Born Meulebeke, nr Courtrai, West Flanders, 1548; died Amsterdam, 11 Sept 1606.

Poet, writer, painter and draughtsman.

1. Life.

Before 1568 van Mander was apprenticed to Lucas de Heere, a painter and poet in Ghent, and afterwards to Pieter Vlerick (1539–81) in Courtrai and Doornik. Between c. 1570 and 1573 he lived in his native Meulebeke, where he applied himself to writing plays and poetry. In 1573 he went to Italy, where he first paid a brief visit to Florence; in Terni he was commissioned to paint a fresco for a count of the St Bartholomew’s Night Massacre, in which the death of Gaspard de Coligny in 1572 was represented. Three sections of the fresco, restored and partly overpainted, are still extant in the Palazzo Spada Terni. In Rome he met Bartholomeus Spranger and became a close friend of Gaspard Heuvick (1550–after 1590) from Oudenaarde, who was working in Bari and elsewhere. In 1577, or shortly afterwards, van Mander was working in Basle; he then moved on to Krems. Spranger encouraged him to go to Vienna, where he worked with Hans Mont on the triumphal arch on the Bauermarkt, erected for the occasion of Rudolph II’s arrival in July 1577. After this, van Mander returned to Meulebeke, passing through Nuremberg on the journey. Because of the religious turmoil and uprising against the Spanish, van Mander and his family, who were Mennonites, kept wandering from place to place; he stayed in Courtrai and Bruges and finally fled from the southern Netherlands to Haarlem, where he arrived penniless but remained for 20 years.

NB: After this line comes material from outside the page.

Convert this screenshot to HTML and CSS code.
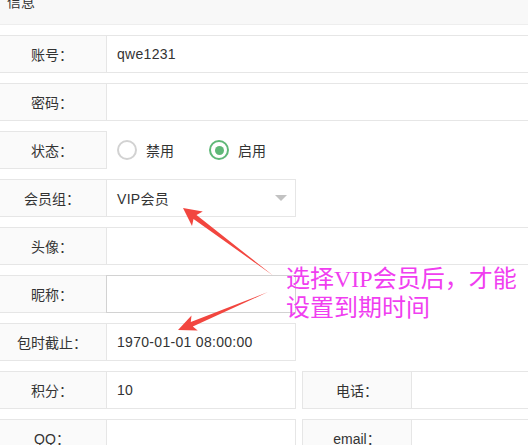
FILE: index.html
```html
<!DOCTYPE html>
<html lang="zh-CN">
<head>
<meta charset="utf-8">
<title>信息</title>
<link rel="stylesheet" href="styles.css">
</head>
<body>
<div class="card-header"><span class="title">信息</span></div>
<div class="form">
  <div class="row"><div class="label">账号：</div><div class="input block">qwe1231</div></div>
  <div class="row"><div class="label">密码：</div><div class="input block"></div></div>
  <div class="row">
    <div class="label">状态：</div>
    <div class="radios">
      <div class="radio"><span class="circle"></span><span>禁用</span></div>
      <div class="radio checked"><span class="circle"><span class="dot"></span></span><span>启用</span></div>
    </div>
  </div>
  <div class="row"><div class="label">会员组：</div><div class="input inline select"><span>VIP会员</span><i class="caret"></i></div></div>
  <div class="row"><div class="label">头像：</div><div class="input block"></div></div>
  <div class="row"><div class="label">昵称：</div><div class="input inline hover"></div></div>
  <div class="row"><div class="label">包时截止：</div><div class="input inline">1970-01-01 08:00:00</div></div>
  <div class="row"><div class="label">积分：</div><div class="input inline">10</div><div class="label second">电话：</div><div class="input block"></div></div>
  <div class="row"><div class="label">QQ：</div><div class="input inline"></div><div class="label second">email：</div><div class="input block"></div></div>
</div>
<div class="annotation">选择VIP会员后，才能<br>设置到期时间</div>
<svg class="arrows" width="528" height="445" viewBox="0 0 528 445">
  <polygon class="arrow" points="183,208 202.8,211.6 196.5,215 273,275.5 193.5,219 192,226"/>
  <polygon class="arrow" points="178,330 197.7,330.4 192.8,326.5 268,292 190.8,321.9 191.5,315.6"/>
</svg>
</body>
</html>
```
FILE: styles.css
```css
* { box-sizing: border-box; }
html, body { margin: 0; padding: 0; background: #fff; overflow: hidden; }
body {
  position: relative;
  width: 528px;
  height: 445px;
  font-family: "Liberation Sans", "Noto Sans CJK SC", sans-serif;
  font-size: 14px;
  color: #333;
}
.card-header {
  height: 25px;
  background: #f8f8f8;
  border-bottom: 1px solid #eeeeee;
  padding-left: 7px;
  overflow: hidden;
}
.title { display: block; margin-top: -10px; line-height: 24px; }
.form { margin: 10px 0 0 -3px; width: 600px; }
.row { display: flex; height: 38px; margin-bottom: 10px; }
.label {
  width: 110px;
  flex: none;
  background: #fafafa;
  border: 1px solid #e6e6e6;
  display: flex;
  align-items: center;
  justify-content: center;
}
.label.second { margin-left: 6px; width: 110px; }
.input {
  border: 1px solid #e6e6e6;
  margin-left: -1px;
  padding-left: 10px;
  display: flex;
  align-items: center;
  background: #fff;
  letter-spacing: 0.3px;
}
.block { flex: 1; }
.inline { width: 190px; flex: none; }
.hover { border-color: #d2d2d2; }
.caret {
  margin-left: auto;
  margin-right: 8px;
  width: 0;
  height: 0;
  border-left: 6px solid transparent;
  border-right: 6px solid transparent;
  border-top: 6px solid #c2c2c2;
}
.radios { display: flex; align-items: center; padding-left: 10px; }
.radio { display: flex; align-items: center; margin-right: 35px; }
.circle {
  width: 20px;
  height: 20px;
  border: 2px solid #d2d2d2;
  border-radius: 50%;
  margin-right: 9px;
  display: flex;
  align-items: center;
  justify-content: center;
}
.checked .circle { border-color: #5fb878; }
.dot { width: 9px; height: 9px; border-radius: 50%; background: #5fb878; }
.annotation {
  position: absolute;
  left: 286px;
  top: 265px;
  font-family: "Liberation Serif", "Noto Sans CJK SC", serif;
  font-size: 24px;
  line-height: 29px;
  color: #f03ef0;
  white-space: nowrap;
}
.arrows { position: absolute; left: 0; top: 0; pointer-events: none; }
.arrow { fill: #f2463f; }
```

In 1584 van Mander became a member of Haarlem’s Guild of St Luke. He is said to have set up a sort of academy in Haarlem at this time with Hendrick Goltzius and Cornelis Cornelisz. van Haarlem, but hardly anything is known about this project. In 1586 he worked on a gateway for the entry of Robert Dudley, Earl of Leicester, into the city; after a difficult beginning, he established his reputation with this project. In 1603 he retreated to Zevenbergen, a house between Haarlem and Alkmaar, where he wrote the greater part of his Schilder-boeck. In June 1604 he moved to Amsterdam, where he died a poor man with outstanding debts. Jacques de Gheyn II made a drawing of him on his deathbed (Frankfurt am Main, Städel. Kstinst. & Städt. Gal.). No fewer than 300 mourners accompanied his coffin to the Oude Kerk, where he is buried.

2. Writings.

(i) Poet and man of letters.

Van Mander initially followed the style of the rederijkers (rhetoricians) but soon changed his manner under the influence of Renaissance literature. In Haarlem he was an important member of the Flemish chamber of rhetoricians called De Witte Angieren (The White Carnations), founded in 1592, for which he designed a blazon. Van Mander had a good command of Latin and Greek as well as French and Italian. Among the works he translated were Virgil’s Bucolics and Georgics (1597), Ovid (1604) and the Iliad (1611); his own writings include De harpe (‘The harp’; 1599), the Kerck der deught (‘Church of virtue’; c. 1600) and the Olijfbergh (‘Mount of Olives’; 1609). He also devised numerous inscriptions for prints, to which he always added his own motto, Eén is nodigh (‘One thing is necessary’). Van Mander was a broad-minded spirit for his time; he took a stand against Calvinism as well as Roman Catholicism. With Jan Baptiste van der Noot (c. 1540–c. 1595) and Jan van Hout (1542–1609), he is one of the best poets of the early Dutch Renaissance, whose work influenced Bredero (1585–1618) and others.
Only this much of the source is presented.